“(Los pájaros cuando mueren—explicó el padre—flotan panza arriba en el viento)”, escribió un buen día de mil novecientos ochenta y uno António Lobo Antunes en su novela
A explicação dos pássaros. Un paréntesis que, luego de las últimas
declaraciones del viejo, se me ocurre central.

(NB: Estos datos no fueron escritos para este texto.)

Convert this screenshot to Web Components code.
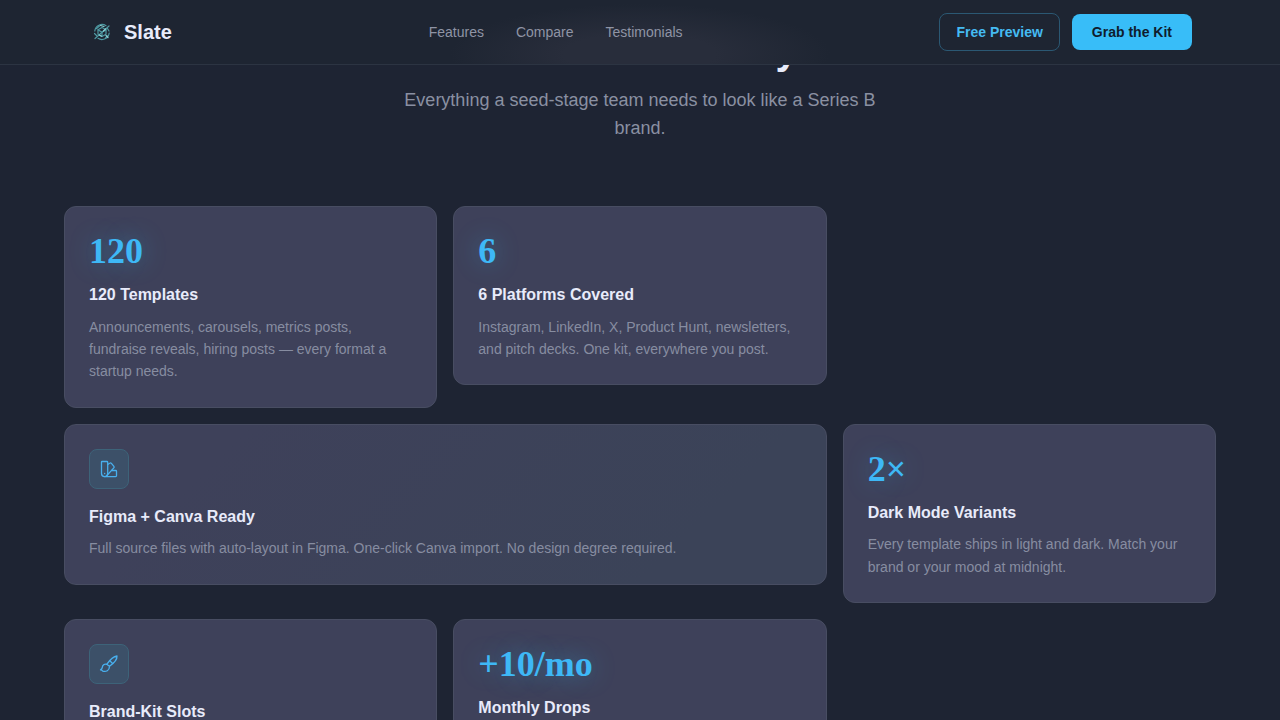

Hay muertes y hay muertes, pero no hay vidas eternas. La muerte física de Lobo Antunes puede ser todavía lejana; la literaria—también inevitable—incluso más, mucho más lejana. Su prosa le ha asegurado un vuelo de cadáver alado que, al sobrepasarnos a todos, se nos antoja eterno. Pero esas muertes, esos vuelos que en paréntesis lusitano explicó el padre, imposibles entre los hombres vivos, no son siempre pulcros. Ahora Lobo Antunes anuncia su silencio con que nos castiga. No sospechaba el mundo editorial, dice, cuando publicó su primer libro, y al decirlo pretende tomar distancia de tal mundo tras habitarlo durante treinta años. Se quiere inocente, y yo me pregunto qué dijo Gombrowicz ya al respecto. Ahora resulta que el viejo está fastidiado del medio, de las publicaciones, de los premios, del—son sus palabras—engranaje editorial y de agentes. Y Enrique Vila-Matas corona la decisión del viejo con un breve homenaje,
Una aventura realmente siniestra, donde escribe que “…Lobo Antunes me recordó el día en que Bufalino, tras haber publicado varios libros después de
Perorata, decidió regresar al silencio y habló del paisanaje cargante que había visto circular por la pista de su aventura siniestra. "No quiero seguir entre esos miserables, esa gente es terrible", afirmó…” Legítima, la reacción de Bufalino, luego del primer premio. Pero yo he perdido la cuenta de los premios de Lobo Antunes, y me ronda por la cabeza que en la misma tercera novela del prosista lusitano más cabrón desde Pessoa,
A explicação dos pássaros, también se lee: “Escribir es una idiotez, ¿entiendes?, cuando no se gana el Nobel: deja la carrera”; versión del influyentísimo en nuestra lengua—lo es por sus traducciones de António—Mario Merlino.
Hay silencios y hay silencios, pero no hay silencios publicitados. Deja la carrera, dice el personaje de António, y António la deja con bombo y platillo, luego de treinta años, sin despejo, ejecutando la parte del ritual que le corresponde en el engranaje editorial. Yo no sabía, nos dice, ay. Y Vila-Matas lo secunda. La dignidad que António quiere para sí con estas declaraciones hubiera sido suya si algún otro buen día, como Rulfo, burlándose de las explicaciones, simplemente hubiera dejado de escribir.